By Suzanne Scholte, Seoul Peace Prize Laureate
For these closing weeks of his Presidency, President Moon Jae-in has an unprecedented and historic opportunity before him: to literally save the lives of hundreds of North Korean refugees currently detained in the People’s Republic of China. These unprecedented and historic factors have put Moon in a position to save the lives of innocent children, women and men who were simply seeking a better life. Here’s why: first, North Korea’s border remains closed making it impossible over the last two years for China to forcefully repatriate any North Koreans back to North Korea. In fact, terrified of the COVID pandemic, North Korea was one of the first nations to close its border. Second, South Korean did not join the United States and other nations last month to boycott the Beijing Olympics. Hence, South Korea is in a better position than most democratic nations who did to request humanitarian consideration for these refugees who face certain beatings, torture, imprisonment and even execution if they are forced back to North Korea. Their repatriation is likely to happen as soon as the border reopens as China wants them gone. An illustration of how much China wants to depopulate their detention centers is the fact that last year they released female North Korean refugees, who were victims of trafficking, back into the hands of their abusers because they could not force them back to North Korea.

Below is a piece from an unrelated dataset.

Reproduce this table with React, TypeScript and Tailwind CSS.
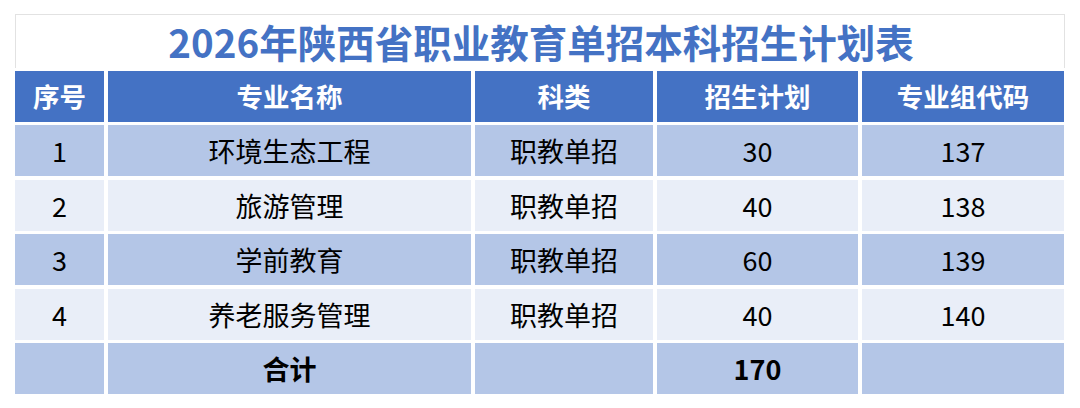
const rows = [
  { no: '1', name: '环境生态工程', type: '职教单招', plan: '30', code: '137' },
  { no: '2', name: '旅游管理', type: '职教单招', plan: '40', code: '138' },
  { no: '3', name: '学前教育', type: '职教单招', plan: '60', code: '139' },
  { no: '4', name: '养老服务管理', type: '职教单招', plan: '40', code: '140' },
]

const headers = ['序号', '专业名称', '科类', '招生计划', '专业组代码']

export default function App() {
  return (
    <div
      className="w-[1080px] h-[408px] bg-white pt-[14px] pl-[15px]"
      style={{ fontFamily: '"Noto Sans CJK SC", "Noto Sans", sans-serif' }}
    >
      {/* Title */}
      <div className="w-[1050px] h-[54px] border-t border-l border-r border-[#e2e2e2] flex items-center justify-center">
        <h1 className="text-[38.5px] font-bold text-[#4472c4] leading-none pl-[2px] -mt-[1px]">
          2026年陕西省职业教育单招本科招生计划表
        </h1>
      </div>

      {/* Table */}
      <div className="mt-[3px] grid grid-cols-[89px_363px_178px_201px_202px] gap-x-[4px] gap-y-[3.4px] auto-rows-[51px] text-[27px] leading-none">
        {headers.map((h) => (
          <div key={h} className="bg-[#4472c4] text-white font-bold text-[26.5px] flex items-center justify-center">
            {h}
          </div>
        ))}

        {rows.map((r, i) => {
          const bg = i % 2 === 0 ? 'bg-[#b4c6e7]' : 'bg-[#e9eef8]'
          return [r.no, r.name, r.type, r.plan, r.code].map((v, j) => (
            <div key={`${i}-${j}`} className={`${bg} text-black flex items-center justify-center`}>
              {v}
            </div>
          ))
        })}

        {/* Total */}
        <div className="bg-[#b4c6e7]" />
        <div className="bg-[#b4c6e7] text-black font-bold flex items-center justify-center">合计</div>
        <div className="bg-[#b4c6e7]" />
        <div className="bg-[#b4c6e7] text-black font-bold flex items-center justify-center">170</div>
        <div className="bg-[#b4c6e7]" />
      </div>
    </div>
  )
}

Those North Koreans remaining in detention in China are in especially grave danger because they escaped in a time when escaping North Korea is more difficult than ever. This means they had to have resources, and to have resources, they must fall into two categories: they are elite Korean Worker’s Party members with access to resources OR they had family in the Republic of Korea that provided support to get them out of North Korea. And what is the fate for members of the Korean Workers party when they are repatriated to North Korea: death by either public execution or slow death in a political prison camp. And what does the DPRK do to North Koreans when it discovers they were trying to get to South Korea: death either by public execution or slow death in a political prison camp.
Thus, Moon is the one person in the world today who can save all these Korean children, women, and men from death by requesting that China allow them safe passage as a humanitarian gesture. It is also an historic time because once again Kim Jong Un is relentlessly testing missiles, and it is an historic fact that China has shown a willingness to allow large numbers of North Korean refugees’ safe passage to the Republic of Korea to show its displeasure with the DPRK’s missile tests. Moon said during his last address before the United Nations that he would work to build “a Korean Peninsula that promotes shared prosperity and cooperation,” and that he would “make ceaseless efforts until my very last day in office.”

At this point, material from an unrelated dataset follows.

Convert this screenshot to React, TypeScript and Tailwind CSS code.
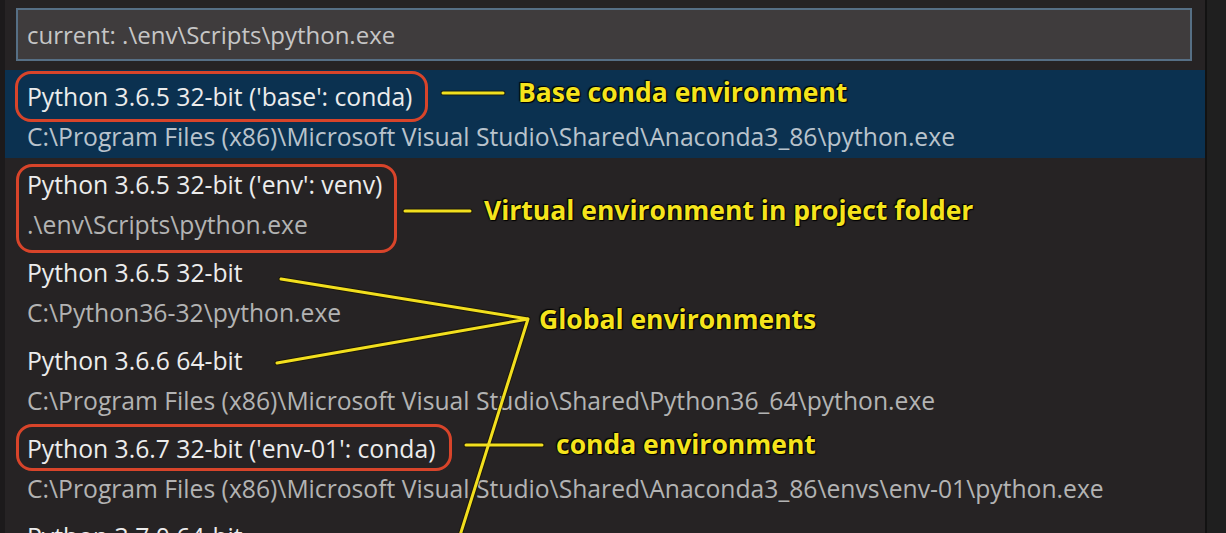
const items = [
  { title: "Python 3.6.5 32-bit ('base': conda)", path: 'C:\\Program Files (x86)\\Microsoft Visual Studio\\Shared\\Anaconda3_86\\python.exe', selected: true },
  { title: "Python 3.6.5 32-bit ('env': venv)", path: '.\\env\\Scripts\\python.exe' },
  { title: 'Python 3.6.5 32-bit', path: 'C:\\Python36-32\\python.exe' },
  { title: 'Python 3.6.6 64-bit', path: 'C:\\Program Files (x86)\\Microsoft Visual Studio\\Shared\\Python36_64\\python.exe' },
  { title: "Python 3.6.7 32-bit ('env-01': conda)", path: 'C:\\Program Files (x86)\\Microsoft Visual Studio\\Shared\\Anaconda3_86\\envs\\env-01\\python.exe' },
  { title: 'Python 3.7.0 64-bit', path: 'C:\\Python37\\python.exe' },
];

const LABEL =
  'absolute font-bold text-[26.5px] leading-none text-[#f5e41c] [font-family:"Open_Sans",sans-serif] [text-shadow:0_0_2px_#000,1px_1px_1px_#000,-1px_-1px_1px_#000]';

function Annotations() {
  return (
    <div className="pointer-events-none absolute inset-0">
      {/* red outlines */}
      <div className="absolute left-[15px] top-[71px] h-[51px] w-[413px] rounded-[16px] border-[3px] border-[#d8442a]" />
      <div className="absolute left-[16px] top-[164px] h-[89px] w-[381px] rounded-[16px] border-[3px] border-[#d8442a]" />
      <div className="absolute left-[16px] top-[424px] h-[47px] w-[436px] rounded-[16px] border-[3px] border-[#d8442a]" />

      {/* yellow leader lines */}
      <svg className="absolute inset-0" width="1226" height="533">
        <g stroke="#1a1400" strokeWidth="5" strokeLinecap="round" fill="none" opacity="0.7">
          <line x1="443" y1="93" x2="503" y2="93" />
          <line x1="405" y1="211" x2="470" y2="211" />
          <line x1="466" y1="445" x2="542" y2="445" />
          <polyline points="281,279 528,319 277,363" />
          <line x1="528" y1="319" x2="457" y2="545" />
        </g>
        <g stroke="#f2df1e" strokeWidth="3" strokeLinecap="round" fill="none">
          <line x1="443" y1="93" x2="503" y2="93" />
          <line x1="405" y1="211" x2="470" y2="211" />
          <line x1="466" y1="445" x2="542" y2="445" />
          <polyline points="281,279 528,319 277,363" />
          <line x1="528" y1="319" x2="457" y2="545" />
        </g>
      </svg>

      <span className={`${LABEL} left-[518px] top-[79px]`}>Base conda environment</span>
      <span className={`${LABEL} left-[484px] top-[197px]`}>Virtual environment in project folder</span>
      <span className={`${LABEL} left-[539px] top-[306px]`}>Global environments</span>
      <span className={`${LABEL} left-[556px] top-[431px]`}>conda environment</span>
    </div>
  );
}

export default function App() {
  return (
    <div className="relative flex h-[533px] w-[1226px] overflow-hidden bg-[#1d1b1c] [font-family:'Open_Sans',sans-serif]">
      <div className="w-[5px] shrink-0 bg-[#1c1a1b]" />

      <div className="flex w-[1200px] shrink-0 flex-col overflow-hidden bg-[#262324]">
        <div className="mt-[8px] ml-[11px] mr-[13px] flex h-[53px] shrink-0 items-center border-2 border-[#566f85] bg-[#3f3c3d] px-[9px]">
          <span className="text-[24px] text-[#c6c6c6]">current: .\env\Scripts\python.exe</span>
        </div>

        <div className="mt-[9px] flex shrink-0 flex-col">
          {items.map((it, i) => (
            <div
              key={i}
              className={`flex h-[88px] shrink-0 flex-col pt-[7px] pl-[22px] ${it.selected ? 'bg-[#0b3150]' : ''}`}
            >
              <div className="h-[40px] whitespace-nowrap text-[24.7px] leading-[40px] text-[#ececec]">{it.title}</div>
              <div className={`h-[40px] whitespace-nowrap text-[24.7px] leading-[40px] ${it.selected ? 'text-[#b9c3cc]' : 'text-[#b3b3b3]'}`}>
                {it.path}
              </div>
            </div>
          ))}
        </div>
      </div>

      <div className="w-[2px] shrink-0 bg-[#121212]" />
      <div className="flex-1 bg-[#1f1f1f]" />

      <Annotations />
    </div>
  );
}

As long as Kim Jong Un denies human rights to the people of North Korea there can be no shared prosperity for Koreans living north of the DMZ, and thus those refugees currently held in China can only have prosperity and a future if Moon will act on their behalf.
It could be the greatest, most lasting impact of his Presidency as he could literally rescue refugees being led away to death. Who knows if among these refugees is a future President of South Korea as it is important to remember that Moon’s own family were also once refugees? During the Korean War when U.S. Navy and Merchant Marine ships safely rescued nearly 100,000 North Korea civilians from Hungnam and safely relocated them to South Korea for resettlement, it was Moon’s own family that was among the rescued. Because of that rescue Moon was given the opportunity of freedom and prosperity and a future in South Korea to become the President of the Republic of Korea.

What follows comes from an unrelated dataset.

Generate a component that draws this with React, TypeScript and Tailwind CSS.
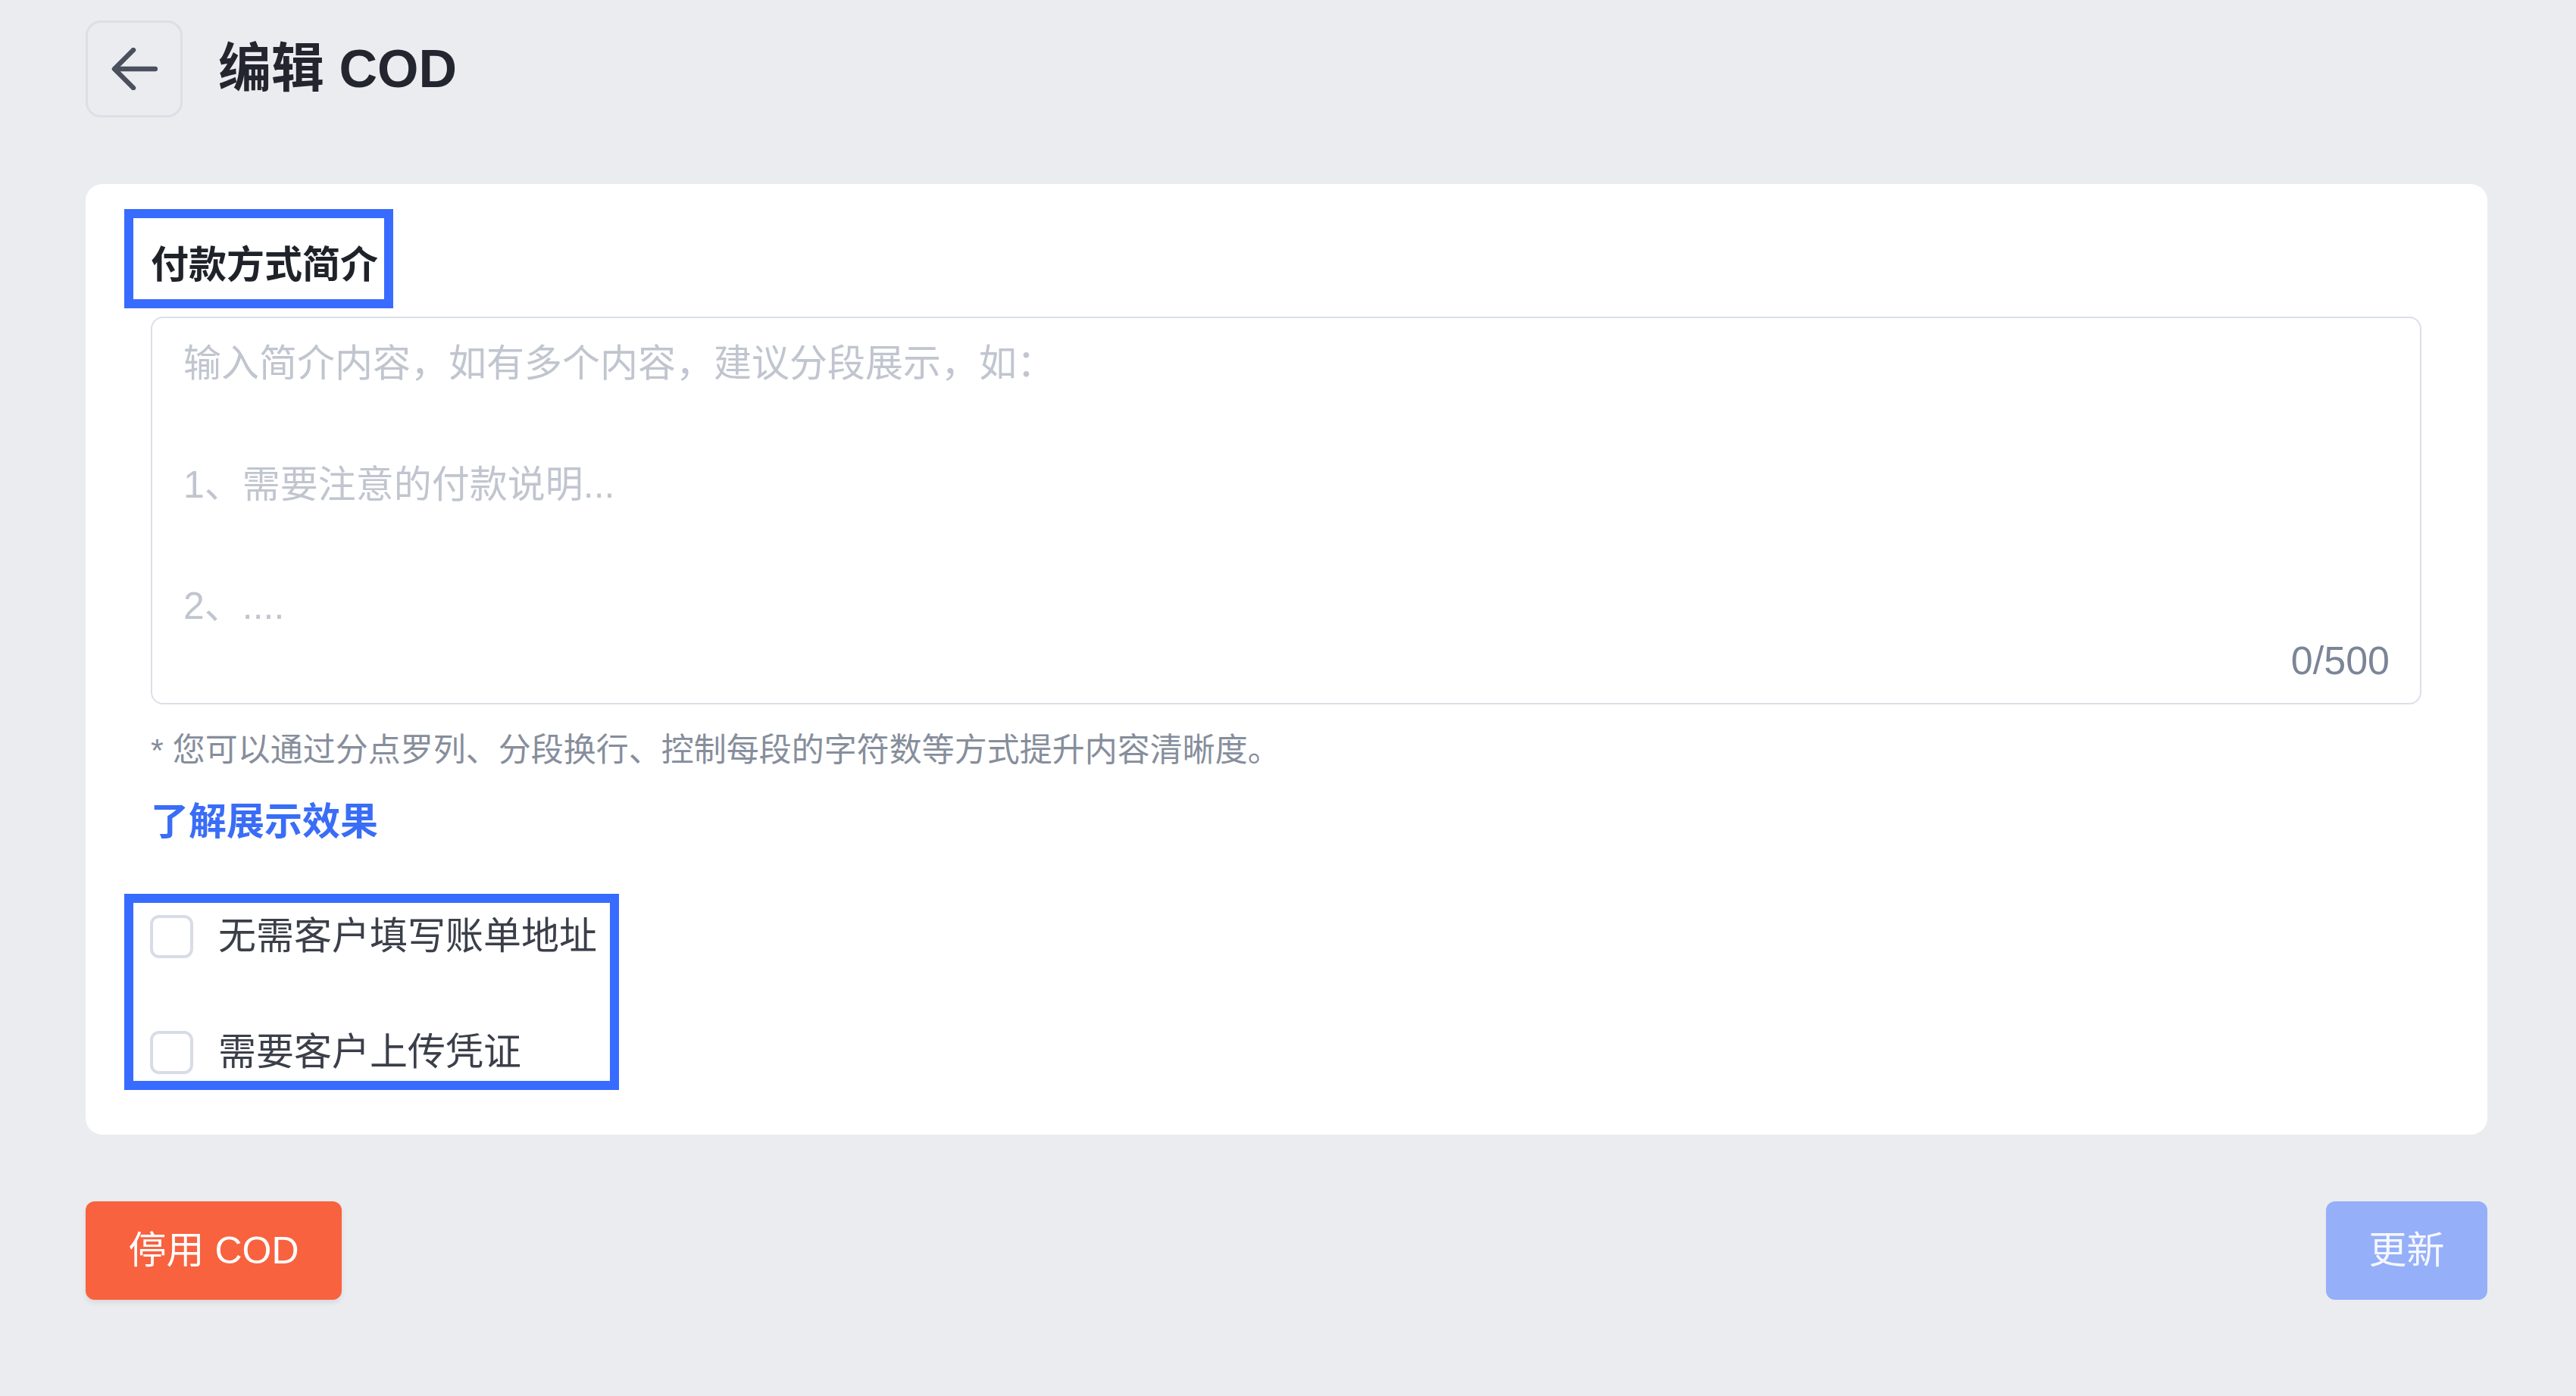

Over 20 former U.S. Government officials recently wrote a bipartisan appeal to President Moon calling for his help for these specific refugees writing, “We hope that you will seize this opportunity as it would be an amazing legacy of your administration if you were to safely rescue these children, women and men before you leave office in May.” The signatories were officials who served in every U.S. Presidential administration since the 1970s including Richard Nixon, Jimmy Carter, Ronald Reagan, George H.W. Bush, Bill Clinton, George W. Bush, Barack Obama and Donald Trump.
Please, President Moon, this an historic opportunity to act on their behalf!